Lohia?s Contribution to Socialist Politics in India
No...the gathering at Jalianwala was not at all aimed at instilling a rebellion on the lines of 1857!!!As said before very subjective. My right is your wrong.....The soldiers you are talking about have their loyalty locked with britishers. Innocent people in Jalianwala bagh were just micreants who were viewed as people conspiring to create another revolution like 1857....Mind it, i by no mean is saying they(foot-soldiers) were not at fault but as said revolting in a colonial world against Great Britain is no joke....
The point is the world saw his actions as unjust...Court martialed, my foot...A blood thirsty general who said that he went there with the pure intent to kill, did not bother to help injured was only court martialed.....As said before British govt gave more importance to their false prestige rather than lives of 1900 innocents...

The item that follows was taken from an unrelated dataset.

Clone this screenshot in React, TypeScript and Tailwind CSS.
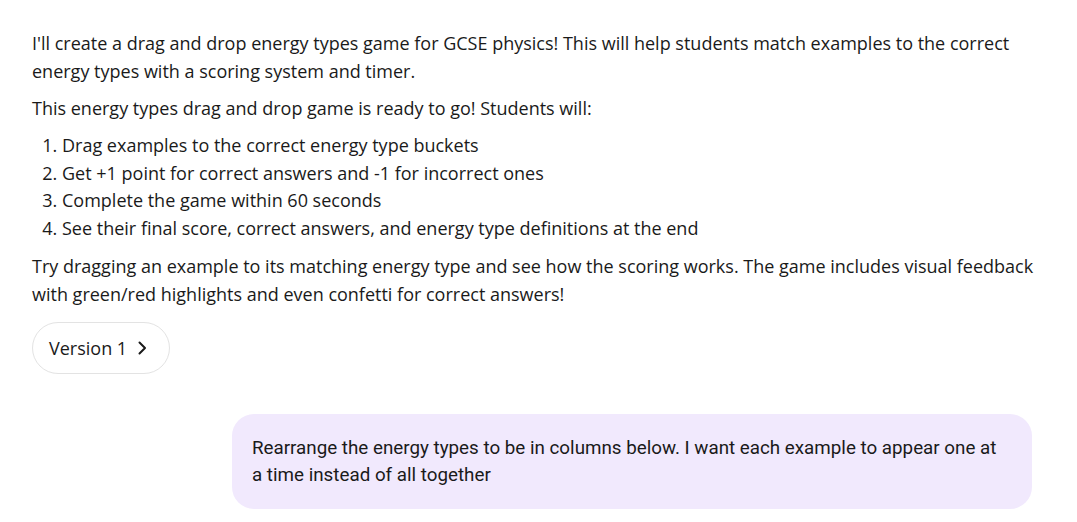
import React from "react";

export default function App() {
  return (
    <div className="w-[1077px] h-[522px] bg-white overflow-hidden text-[#1a1a1a]" style={{ fontFamily: "'Open Sans', 'Noto Sans', sans-serif" }}>
      <div className="pl-8 pr-[30px] pt-[29px]">
        <p className="text-[18px] leading-[28px]">
          I'll create a drag and drop energy types game for GCSE physics! This will help students match examples to the correct energy types with a scoring system and timer.
        </p>
        <p className="text-[18px] leading-[28px] mt-[9px]">
          This energy types drag and drop game is ready to go! Students will:
        </p>
        <ol className="list-decimal pl-[30px] mt-[10px] text-[18px] leading-[27.5px]">
          <li>Drag examples to the correct energy type buckets</li>
          <li>Get +1 point for correct answers and -1 for incorrect ones</li>
          <li>Complete the game within 60 seconds</li>
          <li>See their final score, correct answers, and energy type definitions at the end</li>
        </ol>
        <p className="text-[18px] leading-[28px] mt-[10px]">
          Try dragging an example to its matching energy type and see how the scoring works. The game includes visual feedback with green/red highlights and even confetti for correct answers!
        </p>
        <button className="mt-[14px] h-[52px] pl-4 pr-[22px] rounded-full border border-[#e3e3e3] bg-white flex items-center gap-[10px] text-[18px]">
          <span>Version 1</span>
          <svg width="10" height="14" viewBox="0 0 10 14" fill="none" stroke="#1a1a1a" strokeWidth="2" strokeLinecap="round" strokeLinejoin="round">
            <path d="M2.5 1.5L8 7l-5.5 5.5" />
          </svg>
        </button>
        <div className="flex justify-end mt-[40px] pr-[15px]">
          <div className="w-[800px] bg-[#f1e9fd] rounded-[22px] pl-5 pr-[34px] pt-[21px] pb-[20px] text-[18.8px] leading-[27px]" style={{ fontFamily: "'Roboto', sans-serif" }}>
            Rearrange the energy types to be in columns below. I want each example to appear one at a time instead of all together
          </div>
        </div>
      </div>
    </div>
  );
}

You can't compare Kashmir to Jalianwala at all....!My intent of mentioning Kashmir was to tell you when orders are given army men are supposed to shoot...They are not supposed to think about the repurcusrsions...this is not a part of their training...their part of training is to just follow the orders...this is how army across the world are trained and this is the right way of traning them....Every time you will not get Lord Krishna around Arjun to tell him that war is important and killing is also part of "dharma"...."Bhishma", "Guru draun" etc were also following their "dharma" by fighting against the righteous(pandava's)...So once again very subjective talks....
Udham Singh didn't lay a finger on Dyer...he killed the British Guv Gen of Punjab who lauded Dyer's actions...Yes they were wrong but fault lies on general dyer than those foot soldiers and that is why Udham Singh went all the way to England to kill dyer and not those foot soldiers, no???...
British rule was India's national humiliation.